I arrived twenty minutes early for the appointment and signed in. This was my first encounter with a crowded OB's office. I know we've all been through this: sitting in the waiting room, surrounded by glowing pregnant women, proud expectant papas, and triumphant new mamas, returning for their postnatal exam but also to show off the results of their labor. The only magazines were either pregnancy, parenting, or fly fishing related. I actually think that I held up fairly well. . . at first. But as I waited. . . and waited. . . and waited. . . it got more and more difficult. I looked at the clock and realized that it was now a half hour past when my appointment had been scheduled for. I could tell that the office was busy, so I didn't want to pester the front staff about the wait. So, I waited some more. But finally, 45 minutes after I should have been seen, I couldn't take anymore. I approached the desk to ask if perhaps I could be put into a room. They had lost my paperwork and never told the nurse that I was there! Now, they had to find my paperwork again and see if I could be reworked into the schedule. I remained in the waiting room for another twenty minutes and now I was crying.

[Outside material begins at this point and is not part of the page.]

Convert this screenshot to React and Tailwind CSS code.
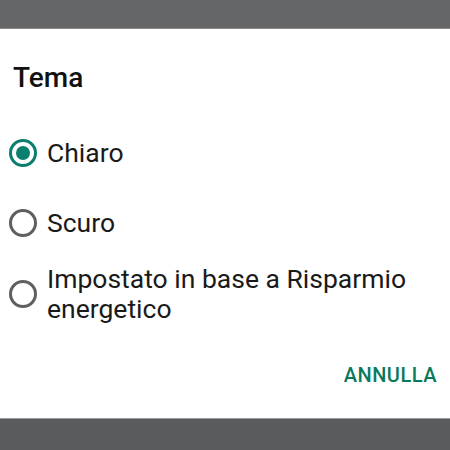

Finally, I was taken back by the nurse. She apologized for the wait and said that they usually take patients that have recently miscarried back into a room as soon as possible. My luck, I guess. I had to wait another half hour in the exam room, but at least I was away from the swarm of everything pregnant. Finally, the doctor came in. She wrote down my history, asked pertinent questions, and then peformed a brief exam. Through out all of this, she was very brisk, almost cold. She wasn't unkind, but she didn't mince words, calling the miscarriage a spontaneous abortion (but now I was prepared, my online research had already uncovered this horribly unkind term). She said that we should wait three months to try again, to make sure that I had fully recovered. I was surprised. No one had told me about this three month wait. She explained it was really more cautionary and that many women in my shoes completely ignored her advice and fell pregnant within weeks. She said it was really our choice and that when I got pregnant again, to call and have HCG blood levels taken immediately to assess the health of the pregnancy.
I left the office feeling drained. The long wait, her cold manner, and the disappointing three month wait combined to make me feel sad. The last few weeks, I had been cheered by the thought of trying again. It just didn't make sense to me that my pregnancy had been so insignificant that it was only deemed a chemical pregnancy, but yet significant enough that my body needed three months to recover.
With this "logic" in mind, my husband and I decided to throw caution to the wind and try again immediately. We were successful getting pregnant that first month of trying again and I started bleeding just three days after the positive test. My betas were higher this time, but still not high enough to see anything on ultrasound - so another chemical pregnancy.
I was devastated because this time, I couldn't be convinced that nothing was wrong. I felt guilty because we hadn't waited to try. I also felt desolate because three months seemed like forever to wait and try again. Nonetheless, I knew that we had no choice. We set our sights on July and scheduled a vacation. We would end up conceiving our third pregnancy there, but that's another post.